Even now as I sit and start to write this entry, the backspace key becomes my best friend.  Write a line, erase it, start again and it repeats.  Yes I have been betrayed, it is nothing new it has been the path of my life. One after another, each one for different reasons so they state but the reality is the energy, the pain, anger, humiliation and eventual acceptance and moving on are all the same.  My story is not so different from others that I have listened to or observed over the years, with me it is only more difficult because I always know it is coming, and yet I charge ahead anyway, for some reason there is a part of me that won`t walk away until the other person has done it completely.  I have been struggling with this realization and why I do this for some time, part of me wondered if I was acting like the rubber neckers on the highways that can`t seem to stop looking at that train wreck on the other side until they actually crash into someone else or if there was a larger reason that I allow this behaviour to continue.  You may think that statement of "I allow" is a bit grand or over the top like I have some control over this but yes ultimately I do, and yet I don't change and I keep going and allowing it over and over, why?
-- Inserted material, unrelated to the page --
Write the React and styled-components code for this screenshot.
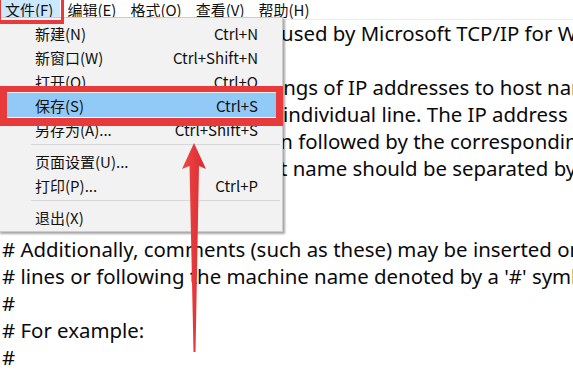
import React from 'react';
import styled, { createGlobalStyle } from 'styled-components';

const GlobalStyle = createGlobalStyle`
  html, body {
    margin: 0;
    padding: 0;
    background: #ffffff;
    overflow: hidden;
  }
`;

const menuTitles = [
  { label: '文件(F)', active: true },
  { label: '编辑(E)' },
  { label: '格式(O)' },
  { label: '查看(V)' },
  { label: '帮助(H)' },
];

const fileMenu = [
  { label: '新建(N)', shortcut: 'Ctrl+N' },
  { label: '新窗口(W)', shortcut: 'Ctrl+Shift+N' },
  { label: '打开(O)...', shortcut: 'Ctrl+O' },
  { label: '保存(S)', shortcut: 'Ctrl+S', hover: true },
  { label: '另存为(A)...', shortcut: 'Ctrl+Shift+S' },
  { separator: true },
  { label: '页面设置(U)...' },
  { label: '打印(P)...', shortcut: 'Ctrl+P' },
  { separator: true },
  { label: '退出(X)' },
];

const lines = [
  '# This is a sample HOSTS file used by Microsoft TCP/IP for Windows.',
  '#',
  '# This file contains the mappings of IP addresses to host names. Each',
  '# entry should be kept on an individual line. The IP address should',
  '# be placed in the first column followed by the corresponding host name.',
  '# The IP address and the host name should be separated by at least one',
  '# space.',
  '#',
  '# Additionally, comments (such as these) may be inserted on individual',
  "# lines or following the machine name denoted by a '#' symbol.",
  '#',
  '# For example:',
  '#',
];

function App() {
  return (
    <Window>
      <GlobalStyle />
      <MenuBar>
        {menuTitles.map((m) => (
          <MenuTitle key={m.label} $active={m.active}>{m.label}</MenuTitle>
        ))}
      </MenuBar>
      <Editor>
        {lines.map((l, i) => (
          <Line key={i}>{l}</Line>
        ))}
      </Editor>

      <Dropdown>
        {fileMenu.map((item, i) =>
          item.separator ? (
            <Separator key={i} />
          ) : (
            <MenuItem key={i} $hover={item.hover}>
              <span>{item.label}</span>
              {item.shortcut && <span>{item.shortcut}</span>}
            </MenuItem>
          )
        )}
      </Dropdown>

      {/* annotation marks drawn over the screenshot */}
      <RedBox $left={-2} $top={-4} $width={66} $height={28} $border="3px 3px 4px 3px" />
      <RedBox $left={0} $top={86} $width={283} $height={40} $border="6px 7px 8px 7px" />

      <Arrow width="573" height="371" viewBox="0 0 573 371">
        <defs>
          <linearGradient id="arrowFill" x1="0" y1="0" x2="1" y2="0">
            <stop offset="0" stopColor="#f04848" />
            <stop offset="1" stopColor="#d82a2e" />
          </linearGradient>
        </defs>
        <polygon
          points="194,143 206,169 199,166 195.5,352 193.5,352 189.5,166 182,169"
          fill="url(#arrowFill)"
        />
      </Arrow>
    </Window>
  );
}

const Window = styled.div`
  position: relative;
  width: 573px;
  height: 371px;
  overflow: hidden;
  background: #ffffff;
`;

const MenuBar = styled.div`
  display: flex;
  height: 19px;
  padding-left: 0;
  border-bottom: 1px solid #ececec;
  font-family: "Noto Sans CJK SC", "Noto Sans", sans-serif;
  font-size: 15px;
  color: #111;
`;

const MenuTitle = styled.div`
  padding: 0 7px;
  line-height: 19px;
  white-space: nowrap;
  background: ${(p) => (p.$active ? '#cce8ff' : 'transparent')};
  &:first-child {
    margin-left: -2px;
  }
`;

const Editor = styled.div`
  font-family: "Noto Sans", "Open Sans", sans-serif;
  font-size: 20.4px;
  line-height: 27px;
  color: #0a0a0a;
  padding-left: 2px;
  white-space: pre;
`;

const Line = styled.div`
  height: 27px;
`;

const Dropdown = styled.div`
  position: absolute;
  left: -2px;
  top: 17px;
  width: 285px;
  padding: 3px 2px 2px;
  box-sizing: border-box;
  background: #f2f2f2;
  border: 1px solid #cccccc;
  box-shadow: 2px 2px 2px rgba(0, 0, 0, 0.35);
  font-family: "Noto Sans CJK SC", "Noto Sans", sans-serif;
  font-size: 15px;
  color: #111;
`;

const MenuItem = styled.div`
  display: flex;
  justify-content: space-between;
  align-items: center;
  height: 24px;
  padding: 0 22px 0 34px;
  white-space: nowrap;
  background: ${(p) => (p.$hover ? '#91c9f7' : 'transparent')};
`;

const Separator = styled.div`
  height: 1px;
  margin: 3px 0 4px 30px;
  background: #d7d7d7;
`;

const RedBox = styled.div`
  position: absolute;
  left: ${(p) => p.$left}px;
  top: ${(p) => p.$top}px;
  width: ${(p) => p.$width}px;
  height: ${(p) => p.$height}px;
  box-sizing: border-box;
  border-style: solid;
  border-color: #e8393b;
  border-width: ${(p) => p.$border};
`;

const Arrow = styled.svg`
  position: absolute;
  left: 0;
  top: 0;
  pointer-events: none;
`;

export default App;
Am I just one of those people that enjoys being hurt? well no, I can honestly tell you that I do not enjoy being hurt, feeling like my heart has been ripped out and stomped on is not one of my things to aspire to, but yet I probably face it more than anyone I know, and most times in almost virtual silence.  Part of me thinks I learn something from each incident, promising myself that next time I won't let one of "those" types in again, but then well it happens again.  This last time was particularly difficult and enlightening at the same time, it came about in the same way, someone that on the surface appears honest, strong, believable and in the end showed the same cracks in their foundation leading to the ultimate moment of betrayal, the difference this time was my reaction.  I didn't dwell on the actual situation or the person for that matter, it really was different.....that lack of reaction actually alarmed me.  I started to wonder if I had somehow reached a point of climitization of a sort, a very strange term in this kind of situation but yet it makes sense in my mother tongue.....that scared me, had I finally reached the point where my heart could not feel the loss of another person in my life and was I now facing an odd kind of coldness in it's place? this is the question I have been grappling with for the last month.

I had to look deep, be honest with myself, and admit yes a part of me had reached a level of acceptance in this path of mine, I will run into many that will betray me, it is not really my karma or whatever else you want to call it, it is theirs.......after all these years and the constant hardships and realities I have faced I have learnt to stand strong no matter what, I do not feel ashamed of this, I know they come into my life, I know I give loyalty, friendship and honesty and I know also that their own ability to either face that in themselves or run from their own reflection will be their deciding factor in their crossroads with me, betrayal or loyalty......  Believe it or not with me there is always hope after betrayal, some of my closest relationships have endured and been strengthened by the ensuing healing, but that is something that both parties must be willing to participate openly and honestly in......not a task for the weak hearted......call me whatever you want for knowing this simple truth about myself and part of my purpose here on this earth, judge me if you will, those that get close enough and pass the test know the truth....in the end with me it always ends the same way either you show the beauty that radiates from within or you walk off holding onto your shadow tighter than you did when you met me....go in love, one day you will walk my path, one day you will feel the weight of responsibility on your own chest, I pray for you now and then......

This was my let go moment, my truth, my release.......I will deal more with betrayal at different levels of relationship but for now this is enough......Blessed Friday the 13th for allowing this release in me....Blessings to the Divine energy that flows through me and in all of us....and Blessings to you for reading this and being a part of my life.....Blessed Be.